Udon 2 Continues to Hit Roadblocks
Late into development, as more of Udon 2 made it to our internal QA team, these issues (and more – some of which were shared in the previous thread, such as a severe memory regression on all platforms) became more apparent.
Other problems also cropped up with differences in Udon 2’s performance between the VRChat client and the editor. While this happens with original Udon, it is fairly consistent and predictable – with Udon 2, these performance gaps were massive and inconsistent. This meant that you might tweak your code, expect it to be faster due to its performance in the editor, then run it in VRChat and see a serious regression.
Taking a Hard Look at Udon 2
Eventually, all of these issues above led to a very real internal question: Is Udon 2 something that can reasonably be released? Can we achieve the initial promises made when Udon 2 was announced?
Going all-in on Udon 2 also carried a few additional risks, which led to even more questions: If we ship Udon 2 as a complete replacement for Udon, how much content were we willing to break? How long would it take to get old VRChat content “working”?
These are questions that were made more difficult by the fact that the Udon 2 development branch was severely behind VRChat’s main development branch. It would have taken weeks – if not months – to get Udon 2 running in the latest version of VRChat. The Udon 2 internal branch had gotten so complex, that fundamentally it wasn’t workable by most of the team, creating a huge bottleneck.
This led to a large engineering review of the project. What was discovered was that continuing development on Udon 2 would be irresponsible. Shipping it, maintaining it, improving on it, or delivering more “user-friendly” tools on top of all of that would all be far out of reach.
The question then became “okay, Udon 2 is unshippable. Can we still achieve the initial goals set by the project?”
Why We Moved Forward With Soba
A proposal was then made internally for Soba. Soba’s point is simple: It fulfills most of those original promises and does so in a way that is far easier for the team to maintain and iterate on quickly. It also solves some of the engineering problems we discussed earlier. For example, Soba doesn’t require marshalling like Udon 2 does.
In short, while Soba hasn’t reached parity with Udon 2 yet, it has progressed at a much faster pace. Likewise, it is being built from the ground up with a focus on being maintainable across multiple contributors and scalable instead of trying to sew together a series of hacks to make it work.

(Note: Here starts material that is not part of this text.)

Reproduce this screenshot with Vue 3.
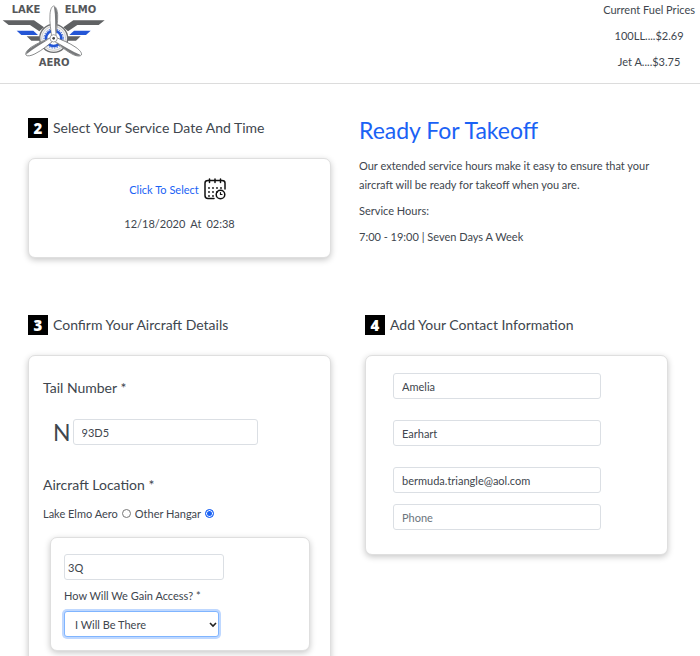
<script setup>
import { ref } from 'vue'

const prices = ['100LL....$2.69', 'Jet A....$3.75']
const tail = ref('93D5')
const location = ref('other')
const hangar = ref('3Q')
const access = ref('there')
const contact = ref([
  { id: 'first', label: 'First Name', type: 'text', value: 'Amelia' },
  { id: 'last', label: 'Last Name', type: 'text', value: 'Earhart' },
  { id: 'email', label: 'Email', type: 'email', value: 'bermuda.triangle@aol.com' },
  { id: 'phone', label: 'Phone', type: 'tel', value: '' },
])
const dots = [
  [9, 10], [13, 10], [17, 10],
  [5, 10], [5, 14], [9, 14], [13, 14],
  [5, 18], [9, 18],
]
</script>

<template>
  <div class="page">
    <header class="top">
      <a href="#" class="brand" aria-label="Lake Elmo Aero">
        <svg class="logo" viewBox="0 0 324 216">
          <g class="logo-text">
            <text x="35" y="38">LAKE</text>
            <text x="194" y="38">ELMO</text>
            <text x="116" y="198">AERO</text>
          </g>
          <g fill="#606264">
            <path d="M8 61H102L132 82L118 94L90 75H26Z" />
            <path d="M314 61H220L190 82L204 94L232 75H296Z" />
            <path d="M80 109H120V122H94Z" />
            <path d="M242 109H202V122H228Z" />
          </g>
          <g fill="#2456d6">
            <path d="M50 92H100L114 105H64Z" />
            <path d="M272 92H222L208 105H258Z" />
          </g>
          <circle cx="161" cy="115" r="42" fill="#f4f4f4" stroke="#6d6f71" stroke-width="4" />
          <circle cx="161" cy="115" r="36" fill="none" stroke="#b9bbbd" stroke-width="2" />
          <circle cx="161" cy="115" r="23" fill="#fff" stroke="#2456d6" stroke-width="8" />
          <circle cx="161" cy="115" r="29" fill="none" stroke="#2456d6" stroke-width="3" stroke-dasharray="4 4" />
          <g stroke="#606264" stroke-width="2">
            <g v-for="angle in [0, 121, 239]" :key="angle" :transform="`rotate(${angle} 161 115)`">
              <path fill="#fff" d="M155 110C153 91 148 68 150 43C151 29 155 19 161 18C168 19 172 30 173 44C174 68 169 91 167 110Z" />
              <path fill="#77797b" stroke="none" d="M162 20C169 22 172 32 172 45C173 68 168 91 166 104C165 79 167 48 162 20Z" />
            </g>
          </g>
          <circle cx="161" cy="115" r="11" fill="#fff" stroke="#77797b" stroke-width="2" />
          <circle cx="161" cy="115" r="4" fill="#444" />
        </svg>
      </a>
      <div class="fuel">
        <p>Current Fuel Prices</p>
        <p v-for="price in prices" :key="price">{{ price }}</p>
      </div>
    </header>

    <main>
      <section class="row schedule">
        <div>
          <h2 class="step"><span class="badge">2</span>Select Your Service Date And Time</h2>
          <div class="card date-card">
            <button type="button" class="pick">
              Click To Select
              <svg class="calendar" viewBox="0 0 22 22" fill="none" stroke="#111" stroke-width="1.5" stroke-linecap="round">
                <path d="M10 20.500H4Q1 20.500 1 17.500V5Q1 2.500 4 2.500H18Q21 2.500 21 5V11" />
                <path d="M5.500 1V4.500M11 1V4.500M16.500 1V4.500" />
                <circle cx="16.500" cy="16.500" r="4.300" />
                <path d="M16.500 14.500V16.500H18" stroke-width="1.200" />
                <g fill="#111" stroke="none">
                  <circle v-for="([x, y], i) in dots" :key="i" :cx="x" :cy="y" r="0.900" />
                </g>
              </svg>
            </button>
            <p class="chosen"><span>12/18/2020</span><span>At</span><span>02:38</span></p>
          </div>
        </div>
        <div class="intro">
          <h1>Ready For Takeoff</h1>
          <p>Our extended service hours make it easy to ensure that your aircraft will be ready for takeoff when you are.</p>
          <p>Service Hours:</p>
          <p>7:00 - 19:00 | Seven Days A Week</p>
        </div>
      </section>

      <form class="row details" @submit.prevent>
        <div>
          <h2 class="step"><span class="badge">3</span>Confirm Your Aircraft Details</h2>
          <div class="card aircraft">
            <label class="title" for="tail">Tail Number *</label>
            <div class="tail">
              <span class="prefix">N</span>
              <input id="tail" v-model="tail" class="field" type="text" />
            </div>
            <fieldset>
              <legend class="title">Aircraft Location *</legend>
              <div class="choices">
                <label for="aero">Lake Elmo Aero</label>
                <input id="aero" v-model="location" type="radio" name="location" value="aero" />
                <label for="other">Other Hangar</label>
                <input id="other" v-model="location" type="radio" name="location" value="other" />
              </div>
            </fieldset>
            <div class="card hangar">
              <input v-model="hangar" class="field tight" type="text" aria-label="Hangar" />
              <label for="access">How Will We Gain Access? *</label>
              <div class="select">
                <select id="access" v-model="access">
                  <option value="there">I Will Be There</option>
                </select>
                <svg viewBox="0 0 8 6" fill="none" stroke="#222" stroke-width="1.600"><path d="M1 1L4 4L7 1" /></svg>
              </div>
            </div>
          </div>
        </div>
        <div>
          <h2 class="step"><span class="badge">4</span>Add Your Contact Information</h2>
          <div class="card contact">
            <input
              v-for="item in contact"
              :id="item.id"
              :key="item.id"
              v-model="item.value"
              class="field"
              :class="item.id"
              :type="item.type"
              :placeholder="item.label"
              :aria-label="item.label"
            />
          </div>
        </div>
      </form>
    </main>
  </div>
</template>

<style>
body {
  margin: 0;
  background: #fff;
}
</style>

<style scoped>
* {
  box-sizing: border-box;
}
.page {
  overflow: hidden auto;
  scrollbar-width: none;
  height: 100vh;
  font: 11px/19px Lato, "Open Sans", sans-serif;
  color: #40464e;
}
p,
h1,
h2 {
  margin: 0;
  font-weight: 400;
}
.top {
  display: flex;
  justify-content: space-between;
  align-items: flex-start;
  min-height: 84px;
  padding: 0 5px 0 0;
  border-bottom: 1px solid #dcdcdc;
}
.brand {
  display: block;
}
.logo {
  display: block;
  width: 108px;
  height: 72px;
}
.logo-text {
  font: bold 30px "DejaVu Sans", sans-serif;
  fill: #55575a;
}
.fuel {
  display: grid;
  gap: 7px;
  text-align: center;
}
.row {
  display: grid;
  grid-template-columns: 1fr 1fr;
}
.schedule {
  gap: 28px;
  padding: 34px 38px 0 28px;
}
.details {
  gap: 34px;
  align-items: start;
  padding: 57px 32px 24px 28px;
}
.step {
  display: flex;
  align-items: center;
  gap: 5px;
  font-size: 14px;
  line-height: 20px;
}
.badge {
  width: 20px;
  height: 20px;
  background: #000;
  color: #fff;
  font: 800 15px/20px "Open Sans", sans-serif;
  text-align: center;
}
.card {
  margin-top: 20px;
  border: 1px solid #dfdfdf;
  border-radius: 7px;
  background: #fff;
  box-shadow: 0 2px 6px rgba(0, 0, 0, 0.22);
}
.date-card {
  display: flex;
  flex-direction: column;
  align-items: center;
  gap: 14px;
  min-height: 100px;
  padding-top: 19px;
}
.pick {
  display: flex;
  align-items: center;
  gap: 5px;
  padding: 0 4px 0 0;
  border: 0;
  background: none;
  font: inherit;
  color: #1a62f5;
}
.calendar {
  width: 22px;
  height: 22px;
}
.chosen {
  display: flex;
  gap: 5px;
}
.intro {
  display: grid;
  align-content: start;
  gap: 7px;
}
.intro h1 {
  margin-bottom: 7px;
  font-size: 23px;
  line-height: 24px;
  color: #1a62f5;
}
.aircraft {
  padding: 22px 20px 20px 14px;
}
.title {
  display: block;
  padding: 0;
  font-size: 14px;
  line-height: 20px;
}
.tail {
  display: flex;
  align-items: center;
  gap: 2px;
  margin: 21px 0 30px 10px;
}
.prefix {
  font-size: 23px;
}
.field {
  height: 26px;
  padding: 0 8px;
  border: 1px solid #dbdfe4;
  border-radius: 3px;
  background: #fff;
  font: inherit;
  color: #40464e;
}
.field::placeholder {
  color: #6c757d;
}
.tail .field {
  width: 72%;
}
fieldset {
  margin: 0;
  padding: 0;
  border: 0;
}
.choices {
  display: flex;
  align-items: center;
  gap: 4px;
  margin-top: 9px;
}
.choices input {
  appearance: none;
  width: 9px;
  height: 9px;
  margin: 0;
  border: 1px solid #777;
  border-radius: 50%;
}
.choices input:checked {
  border-color: #1a62f5;
  background: #1a62f5;
  box-shadow: inset 0 0 0 1px #fff;
}
.hangar {
  display: grid;
  gap: 6px;
  margin: 14px 0 0 7px;
  padding: 16px 13px 13px;
}
.tight {
  width: 69%;
  padding: 0 3px;
}
.select {
  position: relative;
  width: 67%;
}
.select select {
  appearance: none;
  display: block;
  width: 100%;
  height: 26px;
  padding: 0 10px;
  border: 1px solid #80b5ff;
  border-radius: 3px;
  background: #fff;
  box-shadow: 0 0 0 2px #bfd8ff;
  font: inherit;
  color: #40464e;
}
.select svg {
  position: absolute;
  top: 11px;
  right: 2px;
  width: 8px;
  height: 6px;
  pointer-events: none;
}
.contact {
  display: grid;
  gap: 21px;
  padding: 17px 66px 24px 27px;
}
.email {
  margin-bottom: -10px;
}
</style>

We’ve also seen some concern about Soba failing to address how Udon (or Udon 2) is difficult to use for newer creators. While we want to do that, and we’re mindful of it, we’re trying not to fall back into the old VRChat mindset of promising the world and delivering none of it. We’ll complete this task, then ingest feedback, carefully plan our next steps, and iterate.
Lessons Learned, Moving Forward
At the same time, the above history is why we’re so leery about sharing benchmarks. It’s also, in a large way, an artifact of an older VRChat that operated differently. We’re a lot more focused now, which has led to us being able to finish long-standing projects (like Persistence) and tackle major asks from the community (like Age Verification) without spinning our wheels as we have in the past.
Without going further off the rails in this post, I know that there are other projects the creator community really cares about that haven’t made it past the finish line yet. We know. Further, we know that you want more transparency about them. A big obvious question and fear that we’re potentially facing with this post is: how do we know this won’t happen to those things, too?
The honest answer? I can’t promise they won’t. However, if they get cut, delayed, or changed, we think the community at least deserves an answer as to why right out of the gate, as detailed as this one.
During the development of Udon 2, many lessons were learned, many of them hard lessons. While this post isn’t going to make the loss of Udon 2 any easier – we know we hyped it up far too much, and we know that it was promising things that creators really wanted – but we hope it makes our decisions more understandable.